Thank you for the quick response. Given that, when is it necessary/beneficial to specify covariances (ex 7.22) versus not? In reviewing papers which have published in my area which use LPA this is not very common, but it is not clear how this decision is to be made.
I have a follow-up question as well. If I want to include a covariate (gender), it is my understanding that the model presented in Figure 3b in that 2006 paper is the best way to go due to the model parsimony it provides over traditional LPA. Is that correct?

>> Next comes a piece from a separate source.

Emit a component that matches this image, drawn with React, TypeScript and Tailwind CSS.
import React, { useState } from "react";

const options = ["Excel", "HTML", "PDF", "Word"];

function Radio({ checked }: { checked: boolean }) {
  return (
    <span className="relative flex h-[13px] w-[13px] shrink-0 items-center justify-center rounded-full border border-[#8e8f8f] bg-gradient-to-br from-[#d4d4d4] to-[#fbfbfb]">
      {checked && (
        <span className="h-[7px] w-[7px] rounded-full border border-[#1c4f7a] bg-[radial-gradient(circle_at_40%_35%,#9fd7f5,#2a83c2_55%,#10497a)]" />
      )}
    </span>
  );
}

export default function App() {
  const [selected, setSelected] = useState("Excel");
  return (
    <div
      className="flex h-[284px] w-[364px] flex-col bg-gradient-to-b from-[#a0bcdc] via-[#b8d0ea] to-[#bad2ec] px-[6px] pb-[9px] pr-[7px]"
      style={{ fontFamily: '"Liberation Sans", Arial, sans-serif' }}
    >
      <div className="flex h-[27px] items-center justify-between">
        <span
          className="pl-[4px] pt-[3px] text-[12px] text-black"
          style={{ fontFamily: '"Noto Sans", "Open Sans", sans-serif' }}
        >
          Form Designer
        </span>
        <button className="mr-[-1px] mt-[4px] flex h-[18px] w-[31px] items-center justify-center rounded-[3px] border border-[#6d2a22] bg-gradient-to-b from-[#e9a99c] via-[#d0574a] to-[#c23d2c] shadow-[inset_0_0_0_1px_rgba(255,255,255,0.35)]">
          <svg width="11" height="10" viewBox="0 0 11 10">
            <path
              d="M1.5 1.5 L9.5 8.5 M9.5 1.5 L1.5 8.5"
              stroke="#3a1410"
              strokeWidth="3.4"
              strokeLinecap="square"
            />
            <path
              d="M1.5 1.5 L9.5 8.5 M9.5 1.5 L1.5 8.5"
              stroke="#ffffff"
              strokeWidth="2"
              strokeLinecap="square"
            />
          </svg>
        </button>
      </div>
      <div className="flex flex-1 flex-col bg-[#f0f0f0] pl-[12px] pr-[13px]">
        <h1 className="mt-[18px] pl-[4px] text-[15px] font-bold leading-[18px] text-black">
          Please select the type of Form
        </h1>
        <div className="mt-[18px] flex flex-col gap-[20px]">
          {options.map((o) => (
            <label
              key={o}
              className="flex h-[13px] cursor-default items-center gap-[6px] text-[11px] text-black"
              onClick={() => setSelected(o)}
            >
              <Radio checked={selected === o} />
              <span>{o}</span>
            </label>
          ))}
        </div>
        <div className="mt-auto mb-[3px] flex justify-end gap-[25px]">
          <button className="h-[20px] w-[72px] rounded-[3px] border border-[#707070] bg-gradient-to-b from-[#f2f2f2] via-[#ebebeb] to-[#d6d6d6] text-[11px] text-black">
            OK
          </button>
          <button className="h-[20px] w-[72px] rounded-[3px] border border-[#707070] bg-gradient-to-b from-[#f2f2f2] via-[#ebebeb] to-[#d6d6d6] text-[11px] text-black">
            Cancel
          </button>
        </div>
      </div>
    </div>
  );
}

It depends on substantive theory to a large extent. LPA (no correlations within class) is a simple parsimonious model. You can add more classes so that the zero within-class correlation specification is more realistic. But sometimes you get a better BIC by adding some WITH statements rather than adding classes. UG ex 7.22 is an extreme case of that where you add all possible WITH statements. Such a model is more often used in the classification literature where there is little or no theory of a set of items designed to measure a latent class variable (and therefore more likely have zero within-class correlations). Instead of adding all WITH, the factor of factor mixture captures within-class correlations more parsimoniously (fewer parameters) than using all WITH statements. Such a factor would be relevant if substantive theory suggests a "severity dimension" within class.
Gender can predict the latent class variable or also a severity factor within class.
For a further modeling overview, see also the paper on our website under General Mixture Modeling:
Muthén, B. (2008). Latent variable hybrids: Overview of old and new models. In Hancock, G. R., & Samuelsen, K. M. (Eds.), Advances in latent variable mixture models, pp. 1-24. Charlotte, NC: Information Age Publishing, Inc. Click here for information about the book.
I don't see a problem with doing LPA on factor scores if correlation among the factors is substantively motivated (a latent class variable influencing the factors make the factors correlate). It would be different if the factors were obtained with orthogonal rotation using say Varimax.
You can also do LPA based on the 45 items but that might well lead to a different picture.